I can do a similar plot exploration of the residual standard deviation, extracting sigma from the model object and plotting it as a density plot.

sims %>%
     map_dbl(~summary(.x)$sigma) %>%
     data.frame(sigma = .) %>%
     ggplot( aes(sigma) ) +
          geom_density(fill = "blue", alpha = .5) +
          geom_vline(xintercept = 2)

The estimated variation ranges between 1 to just over 3, and the distribution is roughly centered on the true value of 2. Like with the coefficient above, the model performs pretty well on average but any single model can have a biased estimate of the standard deviation.

The standard deviation is underestimated a bit more than 50% of the time.

sims %>%
     map_dbl(~summary(.x)$sigma) %>%
     {. < 2} %>%
     mean()
# [1] 0.539

Statistical results

If the goal of a simulation is to get an idea of the statistical power of a test we could look at the proportion of times the null hypothesis was rejected given a fixed alpha level (often 0.05, but of course it can be something else).

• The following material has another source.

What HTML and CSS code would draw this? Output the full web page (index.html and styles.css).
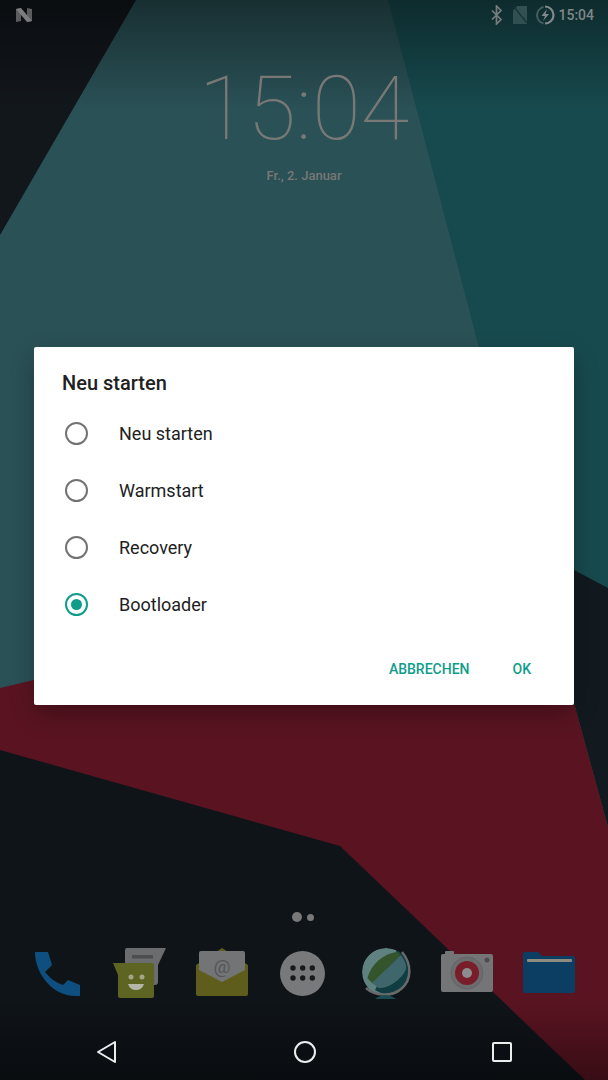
FILE: index.html
```html
<!DOCTYPE html>
<html lang="en">
<head>
    <meta charset="UTF-8">
    <meta name="viewport" content="width=device-width, initial-scale=1.0">
    <title>Neu starten</title>
    <link rel="stylesheet" href="styles.css">
</head>
<body>
    <!-- wallpaper, already dimmed by the dialog scrim -->
    <svg class="wallpaper" viewBox="0 0 608 1080" aria-hidden="true">
        <defs>
            <linearGradient id="top-shade" x1="0" y1="0" x2="0" y2="1">
                <stop offset="0" stop-color="#000" stop-opacity="0.42"/>
                <stop offset="1" stop-color="#000" stop-opacity="0"/>
            </linearGradient>
            <linearGradient id="bottom-shade" x1="0" y1="0" x2="0" y2="1">
                <stop offset="0" stop-color="#000" stop-opacity="0"/>
                <stop offset="1" stop-color="#000" stop-opacity="0.38"/>
            </linearGradient>
        </defs>
        <rect width="608" height="1080" fill="#174a4e"/>
        <polygon points="135,0 388,0 477,340 537,570 537,700 0,700 0,235" fill="#2a5156"/>
        <polygon points="0,0 136,0 0,235" fill="#12171c"/>
        <polygon points="608,588 574,570 574,703 608,827" fill="#121a1f"/>
        <polygon points="0,688 34,680 574,680 574,703 608,827 608,1080 0,1080" fill="#5a1421"/>
        <polygon points="0,750 340,846 585,1080 0,1080" fill="#0f1419"/>
        <rect y="0" width="608" height="110" fill="url(#top-shade)"/>
        <rect y="1000" width="608" height="80" fill="url(#bottom-shade)"/>
    </svg>

    <div class="screen">
        <header class="status-bar">
            <svg class="n-logo" viewBox="0 0 18 16" aria-hidden="true">
                <path d="M1 2l5 -1v13l-5 1zM12 1l5 1v12l-5 1z" fill="#5a5c5d"/>
                <path d="M1 2l5 -1l11 13l-5 1z" fill="#7b7d7e"/>
            </svg>
            <div class="status-icons">
                <svg class="status-icon" viewBox="0 0 14 20" aria-hidden="true">
                    <path d="M2 5.500l9 9-4.500 4.500V1l4.500 4.500-9 9" fill="none" stroke="#787c7d" stroke-width="1.700"/>
                </svg>
                <svg class="status-icon sim" viewBox="0 0 14 18" aria-hidden="true">
                    <path d="M4.500 0H14V18H0V4.500z" fill="#31504f"/>
                    <path d="M1 1L14 17" stroke="#183639" stroke-width="1.500"/>
                </svg>
                <svg class="status-icon battery" viewBox="0 0 20 20" aria-hidden="true">
                    <path d="M8.500 2A8.500 8.500 0 0 0 8.500 18.500" fill="none" stroke="#46605f" stroke-width="2"/>
                    <path d="M10 1.500A8.500 8.500 0 0 1 10 18.500" fill="none" stroke="#82898a" stroke-width="2.200"/>
                    <path d="M12 4L6.500 11h3.500l-2 5L14 9h-3.500z" fill="#82898a"/>
                </svg>
                <span class="status-time">15:04</span>
            </div>
        </header>

        <section class="clock">
            <div class="clock-time">15:04</div>
            <div class="clock-date">Fr., 2. Januar</div>
        </section>

        <div class="dialog">
            <h2 class="dialog-title">Neu starten</h2>
            <ul class="option-list">
                <li class="option"><span class="radio"></span>Neu starten</li>
                <li class="option"><span class="radio"></span>Warmstart</li>
                <li class="option"><span class="radio"></span>Recovery</li>
                <li class="option"><span class="radio radio-checked"></span>Bootloader</li>
            </ul>
            <div class="dialog-actions">
                <span class="action">ABBRECHEN</span>
                <span class="action">OK</span>
            </div>
        </div>

        <div class="page-dots">
            <span class="dot"></span>
            <span class="dot dot-small"></span>
        </div>

        <div class="dock">
            <!-- phone -->
            <svg class="dock-icon" viewBox="0 0 56 56" aria-hidden="true">
                <path d="M6 8H19L23 21 16 28Q24 38 34 41L39 36 51 41V52H46C24 52 6 30 6 8z" fill="#0e4f7f"/>
            </svg>
            <!-- messages -->
            <svg class="dock-icon" viewBox="0 0 56 56" aria-hidden="true">
                <path d="M16 4H55L47 21V38q0 3-3 3H14V6q0-2 2-2z" fill="#6b6c6d"/>
                <rect x="21" y="11" width="21" height="3.500" fill="#4d4e4f"/>
                <path d="M2 19H41q2 0 2 2V52q0 2-2 2H9q-2 0-2-2V31z" fill="#5e6422"/>
                <circle cx="20" cy="33" r="2.500" fill="#a5a689"/>
                <circle cx="31" cy="33" r="2.500" fill="#a5a689"/>
                <path d="M17 40H33q-2 6-8 6T17 40z" fill="#b5b6a8"/>
            </svg>
            <!-- email -->
            <svg class="dock-icon" viewBox="0 0 56 56" aria-hidden="true">
                <path d="M3 21L29 4 55 21V50q0 2-2 2H5q-2 0-2-2z" fill="#5f5d1c"/>
                <path d="M6 9q0-2 2-2H50q2 0 2 2V26L29 38 6 26z" fill="#737475"/>
                <text class="mail-at" x="29" y="29" text-anchor="middle">@</text>
            </svg>
            <!-- all apps -->
            <svg class="dock-icon" viewBox="0 0 56 56" aria-hidden="true">
                <circle cx="27.500" cy="29.500" r="22.500" fill="#78797a"/>
                <g fill="#17191c">
                    <circle cx="18" cy="24" r="2.700"/><circle cx="27.700" cy="24" r="2.700"/><circle cx="37.300" cy="24" r="2.700"/>
                    <circle cx="18" cy="34" r="2.700"/><circle cx="27.700" cy="34" r="2.700"/><circle cx="37.300" cy="34" r="2.700"/>
                </g>
            </svg>
            <!-- browser globe -->
            <svg class="dock-icon" viewBox="0 0 56 56" aria-hidden="true">
                <defs>
                    <clipPath id="globe-clip"><circle cx="29" cy="28" r="24"/></clipPath>
                </defs>
                <g clip-path="url(#globe-clip)">
                    <circle cx="29" cy="28" r="24" fill="#5f8280"/>
                    <path d="M40 6C52 12 58 26 52 38 46 50 30 54 18 46z" fill="#0f3d42"/>
                    <path d="M10.300 34.300C14 20 26 10 40.300 7.700L43.700 11 15.300 39.300z" fill="#34552c"/>
                    <path d="M15.300 39.300L43.700 11C48 16 50 22 48.700 26 44 36 32 44 22 44.300z" fill="#3f666a"/>
                </g>
                <path d="M45 8C55 20 55 36 44 45 34 53 18 52 9 44" fill="none" stroke="#68696a" stroke-width="2.500"/>
                <path d="M18 55Q28 47 39 55z" fill="#1a4c52"/>
            </svg>
            <!-- camera -->
            <svg class="dock-icon" viewBox="0 0 56 56" aria-hidden="true">
                <path d="M6 10V8q0-1 1-1h7q1 0 1 1v2H52q2 0 2 2V46q0 2-2 2H4q-2 0-2-2V12q0-2 2-2z" fill="#747576"/>
                <circle cx="28" cy="29" r="16" fill="#6b6c6d" stroke="#636465"/>
                <circle cx="28" cy="29" r="12" fill="#7a1d2a"/>
                <circle cx="28" cy="29" r="5" fill="#8b8c8d"/>
                <circle cx="48" cy="16" r="2.500" fill="#4c4d4f"/>
            </svg>
            <!-- files -->
            <svg class="dock-icon" viewBox="0 0 56 56" aria-hidden="true">
                <path d="M2 10q0-2 2-2H17l4 4H52q2 0 2 2V47q0 2-2 2H4q-2 0-2-2z" fill="#0c3d63"/>
                <rect x="6" y="15" width="45" height="3" rx="1" fill="#8d8b80"/>
            </svg>
        </div>

        <nav class="nav-bar">
            <svg class="nav-icon" viewBox="0 0 24 24" aria-hidden="true">
                <path d="M20 2V22L3 12z" fill="none" stroke="#eceeee" stroke-width="2" stroke-linejoin="round"/>
            </svg>
            <svg class="nav-icon" viewBox="0 0 24 24" aria-hidden="true">
                <circle cx="12" cy="12" r="10" fill="none" stroke="#eceeee" stroke-width="2"/>
            </svg>
            <svg class="nav-icon" viewBox="0 0 24 24" aria-hidden="true">
                <rect x="3" y="3" width="18" height="18" rx="1" fill="none" stroke="#eceeee" stroke-width="2"/>
            </svg>
        </nav>
    </div>
</body>
</html>
```

FILE: styles.css
```css
* {
    margin: 0;
    padding: 0;
    box-sizing: border-box;
}

body {
    font-family: Roboto, 'Liberation Sans', sans-serif;
    width: 608px;
    height: 1080px;
    overflow: hidden;
    position: relative;
    background-color: #11161b;
}

.wallpaper {
    position: absolute;
    top: 0;
    left: 0;
    width: 608px;
    height: 1080px;
}

.screen {
    position: relative;
    height: 1080px;
    display: flex;
    flex-direction: column;
}

.status-bar {
    height: 30px;
    padding: 0 14px 0 15px;
    display: flex;
    align-items: center;
    justify-content: space-between;
}

.n-logo {
    width: 18px;
    height: 16px;
}

.status-icons {
    display: flex;
    align-items: center;
}

.status-icon {
    width: 14px;
    height: 20px;
}

.status-icon.sim {
    height: 18px;
    margin-left: 9px;
}

.status-icon.battery {
    width: 20px;
    margin-left: 8px;
}

.status-time {
    font-size: 14px;
    font-weight: 500;
    color: #7f8788;
    margin-left: 3px;
}

.clock {
    height: 317px;
    padding-top: 27px;
    text-align: center;
    color: #787876;
}

.clock-time {
    font-size: 89px;
    font-weight: 100;
    line-height: 103px;
}

.clock-date {
    font-size: 13px;
    font-weight: 500;
    line-height: 16px;
    margin-top: 8px;
}

.dialog {
    width: 540px;
    height: 358px;
    margin-left: 34px;
    padding-top: 24px;
    background-color: #fff;
    border-radius: 2px;
    box-shadow: 0 10px 24px -2px rgba(0, 0, 0, 0.32);
}

.dialog-title {
    font-size: 20px;
    font-weight: 500;
    line-height: 24px;
    color: #212121;
    padding-left: 28px;
}

.option-list {
    list-style: none;
    margin-top: 10px;
}

.option {
    height: 57px;
    display: flex;
    align-items: center;
    font-size: 18px;
    color: #212121;
    padding-left: 31px;
}

.radio {
    width: 23px;
    height: 23px;
    border: 2px solid #737373;
    border-radius: 50%;
    margin-right: 31px;
    display: flex;
    align-items: center;
    justify-content: center;
}

.radio-checked {
    border-color: #0f9d8a;
}

.radio-checked::after {
    content: "";
    width: 11px;
    height: 11px;
    border-radius: 50%;
    background-color: #0f9d8a;
}

.dialog-actions {
    display: flex;
    justify-content: flex-end;
    gap: 43px;
    padding: 26px 43px 0 0;
}

.action {
    font-size: 14px;
    font-weight: 500;
    line-height: 20px;
    color: #0f9d8a;
}

.page-dots {
    height: 12px;
    margin-top: 206px;
    padding-left: 292px;
    display: flex;
    align-items: center;
    gap: 5px;
}

.dot {
    width: 10px;
    height: 10px;
    border-radius: 50%;
    background-color: #787878;
}

.dot-small {
    width: 7px;
    height: 7px;
}

.dock {
    height: 56px;
    margin-top: 21px;
    padding-left: 16px;
    display: grid;
    grid-template-columns: repeat(7, 82px);
    justify-items: center;
}

.dock-icon {
    width: 56px;
    height: 56px;
}

.mail-at {
    font-size: 19px;
    fill: #55565a;
}

.nav-bar {
    height: 56px;
    margin-top: 24px;
    padding: 0 94px 0 95px;
    display: flex;
    align-items: center;
    justify-content: space-between;
}

.nav-icon {
    width: 24px;
    height: 24px;
}
```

Here the proportion of models that correctly rejected the null hypothesis, given that we know it’s not true, is just over 56%. That’s an estimate of statistical power.

sims %>%
     map_df(tidy) %>%
     filter(term == "groupgroup2") %>%
     pull(p.value) %>%
     {. <  0.05} %>%
     mean()
# [1] 0.563

Those are the basics that I generally pull out of models, but any output from the model is fair game. For linear models you could pull out \(R^2\) or the overall F-test, etc.

Where to go from here?

I’ll do future posts about simulating from more complicated linear models, likely starting with linear mixed models. In particular I will explore interesting issues that crop up when estimating variances.